Posted by: Jordana at February 27, 2004 12:17 AM

I am impressed that you can make a meal for 16 people. I can't imagine being able to do that.

Posted by: Carol at February 27, 2004 12:21 AM

We do it -very- casual, very non-Ukrainian. In Ukraine, everyone sits around the table and there are lots of salads and sandwiches, along with the main course, and it is a long affair. Our fellowship dinners are American-style, as far as they are casual, we sit around the living room with the plates on our laps, talking and such. It feels weird at first to our Ukrainian friends, but it's the way that "works" best for this before Bible study meal. I don't think I could make a formal, sit-down dinner for that many people!

Posted by: TulipGirl at February 27, 2004 08:08 AM

Oh, my. How can you make Chicago hot dogs without celery salt? I'll have to send you some. :)

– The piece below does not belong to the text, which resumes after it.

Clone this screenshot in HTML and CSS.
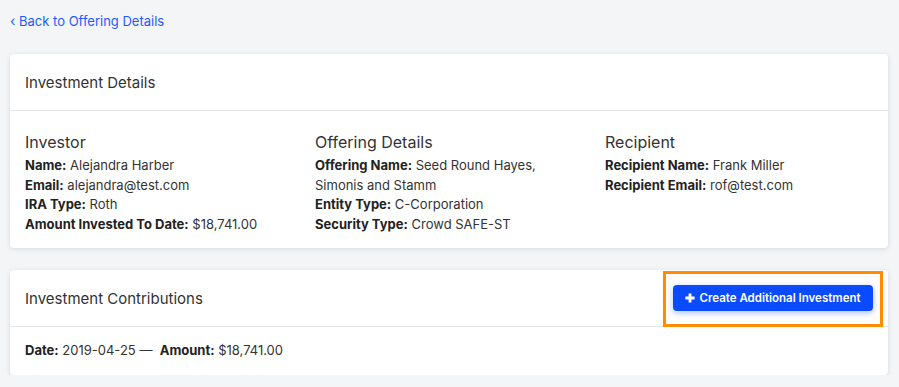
FILE: index.html
```html
<!DOCTYPE html>
<html>
<head>
<meta charset="utf-8">
<link rel="stylesheet" href="styles.css">
</head>
<body>
<div class="page">
  <a class="back" href="#"><span class="chev">‹</span> Back to Offering Details</a>

  <div class="card">
    <div class="card-header"><h2 class="card-title">Investment Details</h2></div>
    <div class="card-body cols">
      <div class="col">
        <h3 class="col-title">Investor</h3>
        <p class="row"><b>Name:</b> Alejandra Harber</p>
        <p class="row"><b>Email:</b> alejandra@test.com</p>
        <p class="row"><b>IRA Type:</b> Roth</p>
        <p class="row"><b>Amount Invested To Date:</b> $18,741.00</p>
      </div>
      <div class="col">
        <h3 class="col-title">Offering Details</h3>
        <p class="row"><b>Offering Name:</b> Seed Round Hayes, Simonis and Stamm</p>
        <p class="row"><b>Entity Type:</b> C-Corporation</p>
        <p class="row"><b>Security Type:</b> Crowd SAFE-ST</p>
      </div>
      <div class="col">
        <h3 class="col-title">Recipient</h3>
        <p class="row"><b>Recipient Name:</b> Frank Miller</p>
        <p class="row"><b>Recipient Email:</b> rof@test.com</p>
      </div>
    </div>
  </div>

  <div class="card last">
    <div class="card-header split">
      <h2 class="card-title">Investment Contributions</h2>
      <div class="btn-wrap">
        <button class="btn"><svg class="plus" viewBox="0 0 10 10" width="10" height="10"><path d="M3.6 0.4h2.8v3.2h3.2v2.8H6.4v3.2H3.6V6.4H0.4V3.6h3.2z" fill="#fff"/></svg>Create Additional Investment</button>
        <span class="highlight"></span>
      </div>
    </div>
    <div class="card-body">
      <p class="row"><b>Date:</b> 2019-04-25 —&nbsp; <b>Amount:</b> $18,741.00</p>
    </div>
  </div>
</div>
</body>
</html>
```

FILE: styles.css
```css
* { box-sizing: border-box; }
html, body { margin: 0; padding: 0; }
body {
  background: #f4f5f7;
  font-family: Inter, "Noto Sans", sans-serif;
  color: #333;
}
.page {
  padding: 11px 11px 0 10px;
  display: flex;
  flex-direction: column;
}
.back {
  font-size: 13px;
  line-height: 20px;
  color: #1f5cff;
  text-decoration: none;
  align-self: flex-start;
  margin-bottom: 23px;
}
.chev { font-size: 14px; }
.card {
  background: #fff;
  border-radius: 4px;
  box-shadow: 0 1px 5px rgba(0,0,0,0.12);
  margin-bottom: 22px;
}
.card.last { margin-bottom: 0; }
.card-header {
  height: 57px;
  border-bottom: 1px solid #e4e5e8;
  padding: 0 15px;
  display: flex;
  align-items: center;
}
.card-header.split { justify-content: space-between; }
.card-title {
  margin: 0;
  font-size: 15px;
  font-weight: 400;
  color: #333;
}
.card-body {
  padding: 14px 15px 14px;
}
.cols {
  display: grid;
  grid-template-columns: 290px 290px 1fr;
  padding: 19px 15px 14px;
}
.col { padding-right: 20px; }
.col-title {
  margin: 0 0 2px;
  font-size: 16px;
  font-weight: 400;
  line-height: 24px;
  color: #333;
}
.row {
  margin: 0;
  font-size: 13px;
  line-height: 19.5px;
  color: #333;
}
.row b { font-weight: 700; color: #222; }
.btn-wrap { position: relative; margin-top: -1px; }
.btn {
  display: flex;
  align-items: center;
  gap: 4px;
  height: 26px;
  width: 200px;
  justify-content: center;
  border: 0;
  border-radius: 4px;
  background: #0b4bff;
  color: #fff;
  font-family: Inter, "Noto Sans", sans-serif;
  font-size: 11.5px;
  font-weight: 600;
  letter-spacing: 0;
  box-shadow: 0 2px 6px rgba(11,75,255,0.35);
}
.highlight {
  position: absolute;
  left: -10px;
  top: -14px;
  right: -10px;
  bottom: -16px;
  border: 3px solid #ff8c00;
  pointer-events: none;
}
```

Posted by: Sarah at February 27, 2004 02:00 PM

We're visiting our older son in the San Diego area. Grandma fixed this chicken dish for dinner last night. Alex (32)said, "I'll eat two pieces"; (they were 1/2 breasts.) But after one, he said, "Mom, this is very good but it's rich." There were leftovers which Grandpa and I finished for lunch today. Yum!